Can education be a factor in breaking the cycle of child labor?


Authored by Dr. Subhash Gupta, Chairman of Red Cross Society, Ghaziabad

Recent statistics of child laborers in India reach up to 10.1 million which is 3.9% of the total child population involving 57 percent male and 43 percent female respectively, most of them fall in the 5-17 age groups. Census states that India is positioned at 113 out of 176 countries. The numbers are increasing rapidly every year. The states that shock us with their horrifying numbers of child laborers are Uttar Pradesh, Rajasthan, Madhya Pradesh, Maharashtra, and Bihar.

Child labor is witnessed in various parts of the world affecting millions of children. This involves the engagement of children in work that is harmful to their physical and mental health. When children engage in labor, their right to education is violated, they are subjected to harsh conditions, and poverty continues with the coming generations.Every child deserves a childhood free from labor, it is their basic fundamental right that cannot be violated. Article 21EvA of the Indian Constitution ensures that every child should be educated about their basic rights. One should not be deprived of their rights and amenities.

Regarding the reasons why there is child labor, several factors can be identified. Poor education, which is a result of children being out of school, poverty, and restricted employment opportunities for grown-ups add to the array of reasons that enhance the mechanism of child labor. Talking about education, a study suggests that about 42.7 billion children are not even registered in schools.  It is now evident that child labor brings other effects that are damaging to the growth of the affected children and nations. It deprives them of exposure to knowledge and personal development and locks them into this endless misery of poverty and little or no hope. It also places them at risk of physical, emotional, and psychological abuse because they are bound to struggle in a hazardous and abusive environment.

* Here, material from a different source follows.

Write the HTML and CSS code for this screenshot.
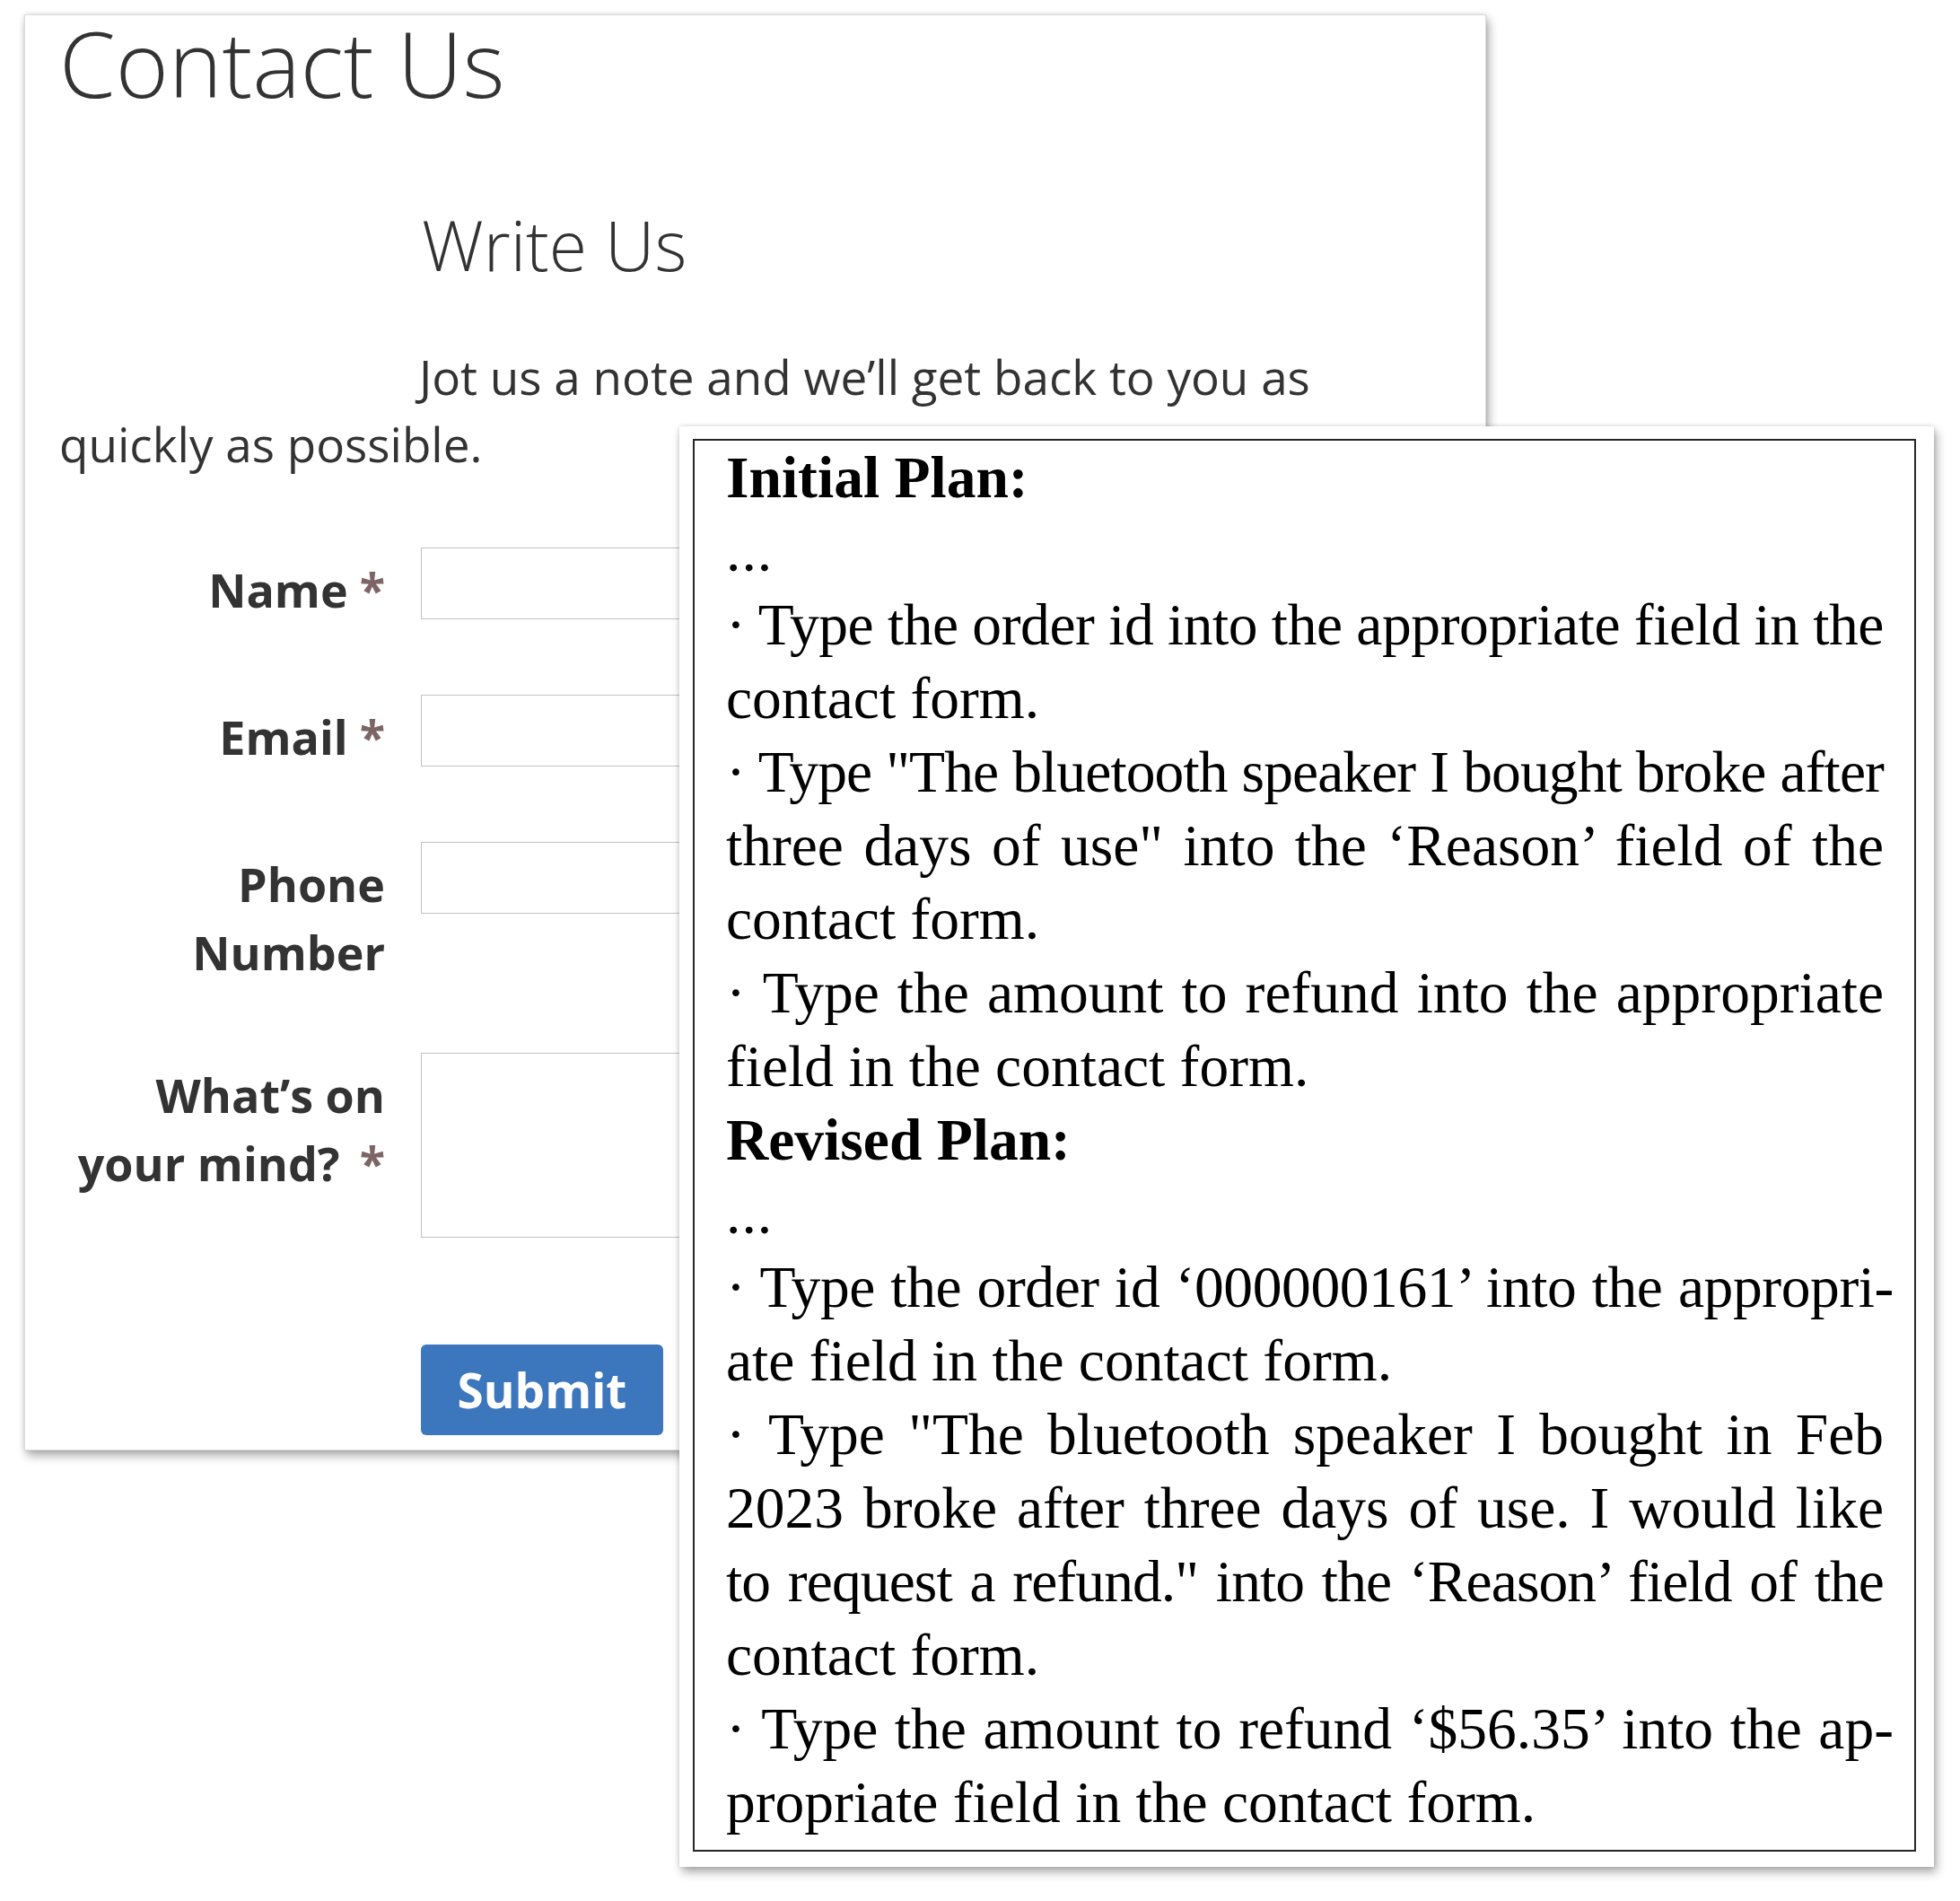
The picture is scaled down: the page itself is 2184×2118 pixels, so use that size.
FILE: index.html
```html
<!DOCTYPE html>
<html lang="en">
<head>
<meta charset="utf-8">
<title>Contact Us / Plan</title>
<link rel="stylesheet" href="styles.css">
</head>
<body>
<div class="canvas">
  <section class="shot">
    <h1 class="page-title">Contact Us</h1>
    <h2 class="legend">Write Us</h2>
    <p class="note">Jot us a note and we’ll get back to you as<br>quickly as possible.</p>
    <form class="form">
      <div class="row">
        <label class="label">Name<span class="req">*</span></label>
        <div class="control"><div class="input"></div></div>
      </div>
      <div class="row">
        <label class="label">Email<span class="req">*</span></label>
        <div class="control"><div class="input"></div></div>
      </div>
      <div class="row row-tight">
        <label class="label">Phone Number</label>
        <div class="control"><div class="input"></div></div>
      </div>
      <div class="row">
        <label class="label">What’s on your mind?<span class="req req-wide">*</span></label>
        <div class="control"><div class="textarea"></div></div>
      </div>
      <div class="actions">
        <div class="submit">Submit</div>
      </div>
    </form>
  </section>

  <section class="plan-card">
    <div class="plan">
      <div class="ln b">Initial Plan:</div>
      <div class="ln dots">...</div>
      <div class="ln j snug">· Type the order id into the appropriate field in the</div>
      <div class="ln">contact form.</div>
      <div class="ln j tight">· Type "The bluetooth speaker I bought broke after</div>
      <div class="ln j">three days of use" into the ‘Reason’ field of the</div>
      <div class="ln">contact form.</div>
      <div class="ln j">· Type the amount to refund into the appropriate</div>
      <div class="ln">field in the contact form.</div>
      <div class="ln b">Revised Plan:</div>
      <div class="ln dots">...</div>
      <div class="ln j hy snug">· Type the order id ‘000000161’ into the appropri-</div>
      <div class="ln">ate field in the contact form.</div>
      <div class="ln j">· Type "The bluetooth speaker I bought in Feb</div>
      <div class="ln j">2023 broke after three days of use. I would like</div>
      <div class="ln j tight">to request a refund." into the ‘Reason’ field of the</div>
      <div class="ln">contact form.</div>
      <div class="ln j hy">· Type the amount to refund ‘$56.35’ into the ap-</div>
      <div class="ln">propriate field in the contact form.</div>
    </div>
  </section>
</div>
</body>
</html>
```
FILE: styles.css
```css
html, body {
  margin: 0;
  padding: 0;
  background: #ffffff;
}

.canvas {
  position: relative;
  width: 2184px;
  height: 2118px;
  overflow: hidden;
  padding-top: 16px;
  box-sizing: border-box;
}

/* ---------- left: screenshot of the contact form ---------- */
.shot {
  margin-left: 27px;
  width: 1629px;
  height: 1600px;
  box-sizing: border-box;
  padding: 1px 38px 0 38px;
  background: #ffffff;
  border: 1px solid #dcdcdc;
  box-shadow: 3px 6px 10px rgba(0, 0, 0, 0.32), 0 0 5px rgba(0, 0, 0, 0.12);
  font-family: "Open Sans", "Liberation Sans", sans-serif;
  color: #333333;
}

.page-title {
  margin: 0;
  font-size: 101px;
  line-height: 104px;
  font-weight: 300;
}

.legend {
  margin: 112px 0 0 404px;
  font-size: 77px;
  line-height: 77px;
  font-weight: 350;
}

.note {
  margin: 71px 0 0 0;
  font-size: 53px;
  line-height: 75px;
  font-weight: 400;
  text-indent: 401px;
}

.form {
  margin-top: 78px;
  display: flex;
  flex-direction: column;
}

.row {
  display: grid;
  grid-template-columns: 363px 1fr;
  column-gap: 40px;
  align-items: start;
  margin-bottom: 79px;
}

.row-tight {
  margin-bottom: 74px;
}

.label {
  padding-top: 9px;
  text-align: right;
  font-size: 52px;
  line-height: 76px;
  font-weight: 700;
  color: #333333;
}

.req {
  margin-left: 13px;
  color: #7d6565;
}

.req-wide {
  margin-left: 22px;
}

.input {
  height: 80px;
  box-sizing: border-box;
  border: 1px solid #c2c2c2;
  background: #ffffff;
}

.textarea {
  height: 206px;
  box-sizing: border-box;
  border: 1px solid #c2c2c2;
  background: #ffffff;
}

.actions {
  margin-top: 40px;
  padding-left: 403px;
}

.submit {
  width: 270px;
  height: 101px;
  border-radius: 6px;
  background: #3c76bd;
  color: #ffffff;
  font-size: 53px;
  font-weight: 700;
  display: flex;
  align-items: center;
  justify-content: center;
}

/* ---------- right: plan text box ---------- */
.plan-card {
  position: absolute;
  left: 757px;
  top: 475px;
  width: 1398px;
  height: 1605px;
  box-sizing: border-box;
  padding: 14px 20px 17px 15px;
  background: #ffffff;
  box-shadow: 3px 6px 10px rgba(0, 0, 0, 0.32), 0 0 5px rgba(0, 0, 0, 0.14);
}

.plan {
  height: 100%;
  box-sizing: border-box;
  border: 2px solid #262626;
  padding: 0 34px 0 35px;
  font-family: "Liberation Serif", "Times New Roman", serif;
  font-size: 65.5px;
  line-height: 82px;
  color: #000000;
}

.ln {
  text-align: left;
}

.b {
  font-weight: 700;
}

.dots {
  letter-spacing: 1px;
}

.j {
  text-align: justify;
  text-align-last: justify;
  word-spacing: -8px;
}

.snug {
  letter-spacing: -0.4px;
}

.tight {
  letter-spacing: -0.9px;
}

.hy {
  margin-right: -11px;
}
```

Education is a key to transformation, helping children develop and acquire skills that help them escape the prison of child labor. While giving them literacy, numeracy, and critical thinking skills through education, the children are given the ability to fight social norms and formulate an existence of a life beyond the realms of exploitative labor. It helps children by assisting them to discover and develop their innate potential, helping them feel more confident, and giving them a broader horizon to consider.

Thus, implanting love in children, education influences them into setting high goals, toward a better life. It offers them the right information and tools they require to meet vivid opportunities and move away from inheritance, poverty, and cheap labor. It plays a crucial role in raising awareness about the risks associated with products produced by child labor. When people are educated about their rights and empowered with knowledge, they can become advocates for change. They can speak out against child labor, support policies to abolish it, and make a difference in their local communities and other countries. It’s important to remember that addressing child labor requires support from various organizations and individuals working together.

The policymakers and legislators ensure the implementation of laws that can guarantee children’s rights to protection against exploitation and to receive quality education. It is the local NGOs and community-based organizations that can furnish the children with educational materials, school fees, and funds alongside vocational education opportunities for the child laborers so they can replace labor with learning.